• [Provided data]
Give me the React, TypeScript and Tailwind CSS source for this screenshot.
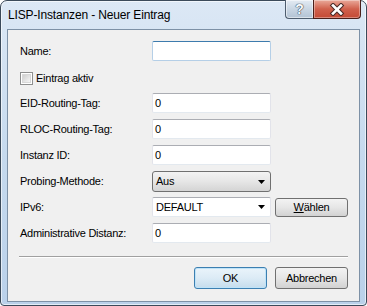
import React from 'react';

const font = "font-['Liberation_Sans',Arial,sans-serif]";

const rows = [
  { label: 'EID-Routing-Tag:', value: '0', mt: 'mt-[8px]' },
  { label: 'RLOC-Routing-Tag:', value: '0', mt: 'mt-[6px]' },
  { label: 'Instanz ID:', value: '0', mt: 'mt-[6px]' },
];

function TextBox({ value, focused }: { value?: string; focused?: boolean }) {
  return (
    <div
      className={
        focused
          ? 'flex h-[20px] w-[119px] items-center rounded-[2px] border border-[#b5cfe7] border-t-[#3d7bad] bg-white pl-[2px]'
          : 'flex h-[20px] w-[119px] items-center rounded-[2px] border border-[#e2e3ea] border-t-[#abadb3] border-b-[#e3e9ef] bg-white pl-[2px]'
      }
    >
      <span className="leading-none">{value}</span>
    </div>
  );
}

function Arrow() {
  return (
    <svg width="8" height="4" viewBox="0 0 8 4" className="mr-[4px] ml-auto">
      <path d="M0 0 H7 L3.5 4 Z" fill="#000" />
    </svg>
  );
}

function Row({ label, mt, children }: { label: string; mt: string; children: React.ReactNode }) {
  return (
    <div className={`${mt} flex items-center pl-[12px]`}>
      <span className="w-[132px] leading-none">{label}</span>
      {children}
    </div>
  );
}

export default function App() {
  return (
    <div className={`${font} h-[306px] w-[367px] bg-white`}>
      <div className="flex h-[306px] w-[367px] flex-col rounded-t-[7px] rounded-b-[4px] border border-[#3b4a5a] bg-gradient-to-b from-[#dce8f5] via-[#c6daee] to-[#bad1ea] shadow-[inset_0_0_0_1px_rgba(255,255,255,0.6)]">
        <div className="flex h-[28px] items-start">
          <span className="pt-[7px] pl-[7px] text-[12px] leading-[14px] tracking-[-0.15px] text-black">
            LISP-Instanzen - Neuer Eintrag
          </span>
          <div className="-mt-[1px] mr-[5px] ml-auto flex">
            <div className="flex h-[19px] w-[28px] items-center justify-center rounded-bl-[4px] border border-r-0 border-t-0 border-[#4e5d6e] bg-gradient-to-b from-[#e4ebf3] via-[#c9d6e3] to-[#b3c3d4] shadow-[inset_0_0_0_1px_rgba(255,255,255,0.5)]">
              <span className="text-[14px] leading-none font-bold text-[#f8fafc] [text-shadow:0_0_1px_#3e4a58,0_0_1px_#3e4a58,0_0_1px_#3e4a58]">
                ?
              </span>
            </div>
            <div className="flex h-[19px] w-[48px] items-center justify-center rounded-br-[4px] border border-t-0 border-[#4a1f1a] bg-gradient-to-b from-[#e9a99a] via-[#d0604c] to-[#c44a35] shadow-[inset_0_0_0_1px_rgba(255,255,255,0.35)]">
              <svg width="16" height="13" viewBox="0 0 16 13">
                <path d="M4 2.5 L12 10.5 M12 2.5 L4 10.5" stroke="#4a2a26" strokeWidth="4.6" strokeLinecap="square" />
                <path d="M4 2.5 L12 10.5 M12 2.5 L4 10.5" stroke="#ffffff" strokeWidth="2.6" strokeLinecap="square" />
              </svg>
            </div>
          </div>
        </div>

        <div className="mx-[6px] mb-[3px] flex flex-1 flex-col border border-[#7d91a6] bg-[#f0f0f0] text-[11px] tracking-[-0.25px] text-black">
          <Row label="Name:" mt="mt-[11px]">
            <TextBox focused />
          </Row>

          <div className="mt-[11px] flex items-center pl-[12px]">
            <div className="h-[13px] w-[13px] border border-[#8e8f8f] bg-white p-[1px]">
              <div className="h-full w-full border border-[#d8d8d8] bg-gradient-to-br from-[#cfcfcf] to-[#f6f6f6]" />
            </div>
            <span className="ml-[3px] leading-none">Eintrag aktiv</span>
          </div>

          {rows.map((r) => (
            <Row key={r.label} label={r.label} mt={r.mt}>
              <TextBox value={r.value} />
            </Row>
          ))}

          <Row label="Probing-Methode:" mt="mt-[6px]">
            <div className="flex h-[21px] w-[119px] items-center rounded-[3px] border border-[#707070] bg-gradient-to-b from-[#f3f3f3] via-[#e6e6e6] to-[#d4d4d4] pl-[3px]">
              <span className="leading-none">Aus</span>
              <Arrow />
            </div>
          </Row>

          <Row label="IPv6:" mt="mt-[5px]">
            <div className="flex h-[20px] w-[119px] items-center rounded-[2px] border border-[#e2e3ea] border-t-[#abadb3] border-b-[#e3e9ef] bg-white pl-[3px]">
              <span className="leading-none">DEFAULT</span>
              <Arrow />
            </div>
            <button className="ml-[4px] flex h-[19px] w-[73px] items-center justify-center rounded-[3px] border border-[#707070] bg-gradient-to-b from-[#f3f3f3] via-[#e6e6e6] to-[#d2d2d2] leading-none">
              <span>
                <span className="underline">W</span>ählen
              </span>
            </button>
          </Row>

          <Row label="Administrative Distanz:" mt="mt-[6px]">
            <TextBox value="0" />
          </Row>

          <div className="mx-[11px] mt-[13px] h-[1px] bg-[#a0a0a0] shadow-[0_1px_0_#ffffff]" />

          <div className="mt-[10px] mr-[11px] flex justify-end gap-[8px]">
            <button className="flex h-[22px] w-[73px] items-center justify-center rounded-[3px] border border-[#3c7fb1] bg-gradient-to-b from-[#eaf4fb] via-[#dcebf6] to-[#c5dcec] leading-none shadow-[inset_0_0_0_1px_#bfe3f8]">
              OK
            </button>
            <button className="flex h-[22px] w-[73px] items-center justify-center rounded-[3px] border border-[#707070] bg-gradient-to-b from-[#f3f3f3] via-[#e6e6e6] to-[#d2d2d2] leading-none">
              Abbrechen
            </button>
          </div>
        </div>
      </div>
    </div>
  );
}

• [Task]
Copy the listing word for word, excluding its pictures.

• [Answer to the problem]
Give me the React, TypeScript and Tailwind CSS source for this screenshot.
import React from 'react';

const font = "font-['Liberation_Sans',Arial,sans-serif]";

const rows = [
  { label: 'EID-Routing-Tag:', value: '0', mt: 'mt-[8px]' },
  { label: 'RLOC-Routing-Tag:', value: '0', mt: 'mt-[6px]' },
  { label: 'Instanz ID:', value: '0', mt: 'mt-[6px]' },
];

function TextBox({ value, focused }: { value?: string; focused?: boolean }) {
  return (
    <div
      className={
        focused
          ? 'flex h-[20px] w-[119px] items-center rounded-[2px] border border-[#b5cfe7] border-t-[#3d7bad] bg-white pl-[2px]'
          : 'flex h-[20px] w-[119px] items-center rounded-[2px] border border-[#e2e3ea] border-t-[#abadb3] border-b-[#e3e9ef] bg-white pl-[2px]'
      }
    >
      <span className="leading-none">{value}</span>
    </div>
  );
}

function Arrow() {
  return (
    <svg width="8" height="4" viewBox="0 0 8 4" className="mr-[4px] ml-auto">
      <path d="M0 0 H7 L3.5 4 Z" fill="#000" />
    </svg>
  );
}

function Row({ label, mt, children }: { label: string; mt: string; children: React.ReactNode }) {
  return (
    <div className={`${mt} flex items-center pl-[12px]`}>
      <span className="w-[132px] leading-none">{label}</span>
      {children}
    </div>
  );
}

export default function App() {
  return (
    <div className={`${font} h-[306px] w-[367px] bg-white`}>
      <div className="flex h-[306px] w-[367px] flex-col rounded-t-[7px] rounded-b-[4px] border border-[#3b4a5a] bg-gradient-to-b from-[#dce8f5] via-[#c6daee] to-[#bad1ea] shadow-[inset_0_0_0_1px_rgba(255,255,255,0.6)]">
        <div className="flex h-[28px] items-start">
          <span className="pt-[7px] pl-[7px] text-[12px] leading-[14px] tracking-[-0.15px] text-black">
            LISP-Instanzen - Neuer Eintrag
          </span>
          <div className="-mt-[1px] mr-[5px] ml-auto flex">
            <div className="flex h-[19px] w-[28px] items-center justify-center rounded-bl-[4px] border border-r-0 border-t-0 border-[#4e5d6e] bg-gradient-to-b from-[#e4ebf3] via-[#c9d6e3] to-[#b3c3d4] shadow-[inset_0_0_0_1px_rgba(255,255,255,0.5)]">
              <span className="text-[14px] leading-none font-bold text-[#f8fafc] [text-shadow:0_0_1px_#3e4a58,0_0_1px_#3e4a58,0_0_1px_#3e4a58]">
                ?
              </span>
            </div>
            <div className="flex h-[19px] w-[48px] items-center justify-center rounded-br-[4px] border border-t-0 border-[#4a1f1a] bg-gradient-to-b from-[#e9a99a] via-[#d0604c] to-[#c44a35] shadow-[inset_0_0_0_1px_rgba(255,255,255,0.35)]">
              <svg width="16" height="13" viewBox="0 0 16 13">
                <path d="M4 2.5 L12 10.5 M12 2.5 L4 10.5" stroke="#4a2a26" strokeWidth="4.6" strokeLinecap="square" />
                <path d="M4 2.5 L12 10.5 M12 2.5 L4 10.5" stroke="#ffffff" strokeWidth="2.6" strokeLinecap="square" />
              </svg>
            </div>
          </div>
        </div>

        <div className="mx-[6px] mb-[3px] flex flex-1 flex-col border border-[#7d91a6] bg-[#f0f0f0] text-[11px] tracking-[-0.25px] text-black">
          <Row label="Name:" mt="mt-[11px]">
            <TextBox focused />
          </Row>

          <div className="mt-[11px] flex items-center pl-[12px]">
            <div className="h-[13px] w-[13px] border border-[#8e8f8f] bg-white p-[1px]">
              <div className="h-full w-full border border-[#d8d8d8] bg-gradient-to-br from-[#cfcfcf] to-[#f6f6f6]" />
            </div>
            <span className="ml-[3px] leading-none">Eintrag aktiv</span>
          </div>

          {rows.map((r) => (
            <Row key={r.label} label={r.label} mt={r.mt}>
              <TextBox value={r.value} />
            </Row>
          ))}

          <Row label="Probing-Methode:" mt="mt-[6px]">
            <div className="flex h-[21px] w-[119px] items-center rounded-[3px] border border-[#707070] bg-gradient-to-b from-[#f3f3f3] via-[#e6e6e6] to-[#d4d4d4] pl-[3px]">
              <span className="leading-none">Aus</span>
              <Arrow />
            </div>
          </Row>

          <Row label="IPv6:" mt="mt-[5px]">
            <div className="flex h-[20px] w-[119px] items-center rounded-[2px] border border-[#e2e3ea] border-t-[#abadb3] border-b-[#e3e9ef] bg-white pl-[3px]">
              <span className="leading-none">DEFAULT</span>
              <Arrow />
            </div>
            <button className="ml-[4px] flex h-[19px] w-[73px] items-center justify-center rounded-[3px] border border-[#707070] bg-gradient-to-b from-[#f3f3f3] via-[#e6e6e6] to-[#d2d2d2] leading-none">
              <span>
                <span className="underline">W</span>ählen
              </span>
            </button>
          </Row>

          <Row label="Administrative Distanz:" mt="mt-[6px]">
            <TextBox value="0" />
          </Row>

          <div className="mx-[11px] mt-[13px] h-[1px] bg-[#a0a0a0] shadow-[0_1px_0_#ffffff]" />

          <div className="mt-[10px] mr-[11px] flex justify-end gap-[8px]">
            <button className="flex h-[22px] w-[73px] items-center justify-center rounded-[3px] border border-[#3c7fb1] bg-gradient-to-b from-[#eaf4fb] via-[#dcebf6] to-[#c5dcec] leading-none shadow-[inset_0_0_0_1px_#bfe3f8]">
              OK
            </button>
            <button className="flex h-[22px] w-[73px] items-center justify-center rounded-[3px] border border-[#707070] bg-gradient-to-b from-[#f3f3f3] via-[#e6e6e6] to-[#d2d2d2] leading-none">
              Abbrechen
            </button>
          </div>
        </div>
      </div>
    </div>
  );
}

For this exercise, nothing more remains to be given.